Consider a flow where vscode_executeCommand triggers amazonq_enterFocusChat and amazonq_openChat. The resulting telemetry events would look like this:

vscode_executeCommand:
traceId: 'aaaaa-aaaaa-aaaaa-aaaaa-aaaaa'

amazonq_enterFocusChat
traceId: 'aaaaa-aaaaa-aaaaa-aaaaa-aaaaa'

amazonq_openChat
traceId: 'aaaaa-aaaaa-aaaaa-aaaaa-aaaaa'

allowing us to look up traceId=aaaaa-aaaaa-aaaaa-aaaaa-aaaaa in our telemetry instance and find all the related events.

For more information visit the OpenTelemetry documentation on traces: https://opentelemetry.io/docs/concepts/signals/traces/

Manual Trace ID Instrumentation

In certain scenarios you may need to manually instrument disjoint flows to track how a traceId propagates through them. e.g.

  1. Measuring the time it takes for a message to travel from Amazon Q chat, through VS Code, and back to the customer.
  2. Determining the duration for Amazon Q inline to display a message to the user.

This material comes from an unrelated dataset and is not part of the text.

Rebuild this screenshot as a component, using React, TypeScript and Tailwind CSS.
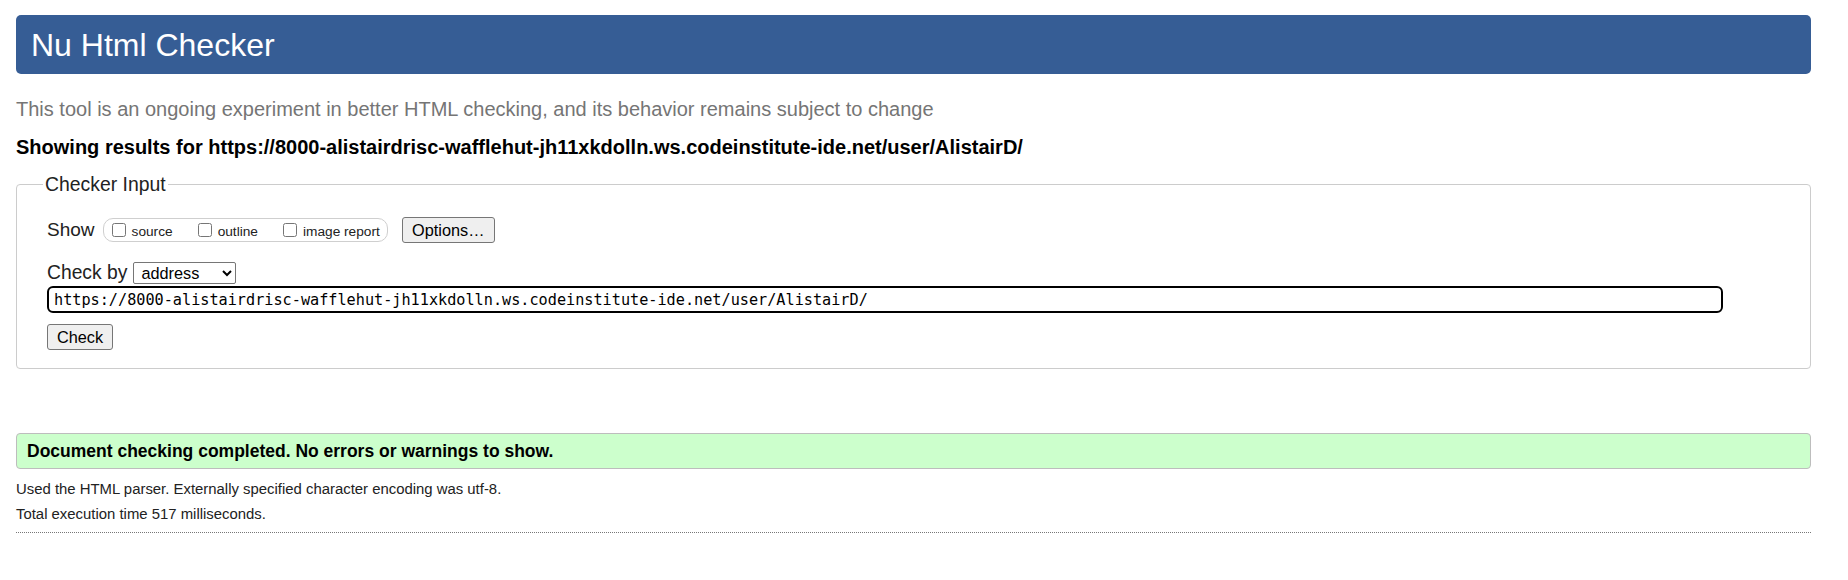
import React from "react";

const URL = "https://8000-alistairdrisc-wafflehut-jh11xkdolln.ws.codeinstitute-ide.net/user/AlistairD/";

const sans = "font-['Liberation_Sans',Arial,sans-serif]";

function ShowOption({ label }: { label: string }) {
  return (
    <label className="flex items-center gap-[6px]">
      <input type="checkbox" className="m-0 w-[14px] h-[14px]" />
      <span className="text-[13.7px] text-[#222] leading-none pt-[3px]">{label}</span>
    </label>
  );
}

export default function App() {
  return (
    <div className={`${sans} bg-white text-[#111] min-h-[580px] pl-[16px] pr-[37px] pt-[15px]`}>
      {/* header */}
      <div className="h-[59px] rounded-[5px] bg-[#365d95] flex items-center pl-[15px]">
        <h1 className="text-white text-[32px] leading-none">Nu Html Checker</h1>
      </div>

      <p className="mt-[23px] text-[20px] leading-[24px] text-[#757575]">
        This tool is an ongoing experiment in better HTML checking, and its behavior remains subject to change
      </p>
      <p className="mt-[14px] text-[20px] leading-[24px] font-bold text-black">
        Showing results for {URL}
      </p>

      {/* checker input */}
      <fieldset className="mt-[14px] border border-[#cccccc] rounded-[4px] px-[30px] pt-[22px] pb-[18px]">
        <legend className="-ml-[4px] px-[2px] text-[19.4px] leading-[22px] text-[#222]">Checker Input</legend>

        <div className="h-[26px] flex items-center">
          <span className="text-[19px] text-[#222]">Show</span>
          <div className="ml-[8px] h-[24px] flex items-center gap-[25px] border border-[#cfcfcf] rounded-[10px] pl-[8px] pr-[7px]">
            <ShowOption label="source" />
            <ShowOption label="outline" />
            <ShowOption label="image report" />
          </div>
          <button className="ml-[14px] h-[26px] w-[93px] bg-[#efefef] border border-[#767676] rounded-[3px] text-[16.3px] text-black">
            Options…
          </button>
        </div>

        <div className="mt-[19px] h-[22px] flex items-center">
          <span className="text-[19.3px] text-[#222]">Check by</span>
          <select
            defaultValue="address"
            className="ml-[6px] h-[22px] w-[103px] border border-[#767676] rounded-[2px] text-[16.3px] text-black pl-[3px] bg-white"
          >
            <option value="address">address</option>
            <option value="file">file upload</option>
            <option value="text">text input</option>
          </select>
        </div>

        <input
          readOnly
          value={URL}
          className="mt-[2px] block h-[27px] w-[1676px] border-2 border-black rounded-[6px] pl-[5px] font-['DejaVu_Sans_Mono',monospace] text-[15.2px] text-black outline-none"
        />

        <button className="mt-[11px] block h-[26px] w-[66px] bg-[#efefef] border border-[#767676] rounded-[3px] text-[16.3px] text-black">
          Check
        </button>
      </fieldset>

      {/* result */}
      <div className="mt-[64px] h-[36px] flex items-center bg-[#ccffcc] border border-[#bdbdbd] rounded-[4px] pl-[10px]">
        <p className="font-bold text-[17.5px] text-black">Document checking completed. No errors or warnings to show.</p>
      </div>

      <p className="mt-[8px] text-[14.9px] leading-[25px] text-[#222]">
        Used the HTML parser. Externally specified character encoding was utf-8.
      </p>
      <p className="text-[14.9px] leading-[25px] text-[#222]">Total execution time 517 milliseconds.</p>
      <div className="mt-[5px] border-t border-dotted border-[#777]" />
    </div>
  );
}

In these cases, where there isn't a direct hierarchy of function calls, manual instrumentation of the traceId is necessary.

Implementation Options

1. When not currently running in a span

If you're not within an active span and you know the traceId you want to use:

telemetry.withTraceId(() => {
    // Code to be executed within this trace
}, 'myTraceId')

This method wraps the provided function with the specified traceId

2. When currently running in a span

If you're already executing within a span (e.g., vscode_executeCommand) and you know the traceId you want to use:

telemetry.record({
    traceId: 'myTraceId',
})

This approach records the traceId for the current span and all future spans within the same execution context.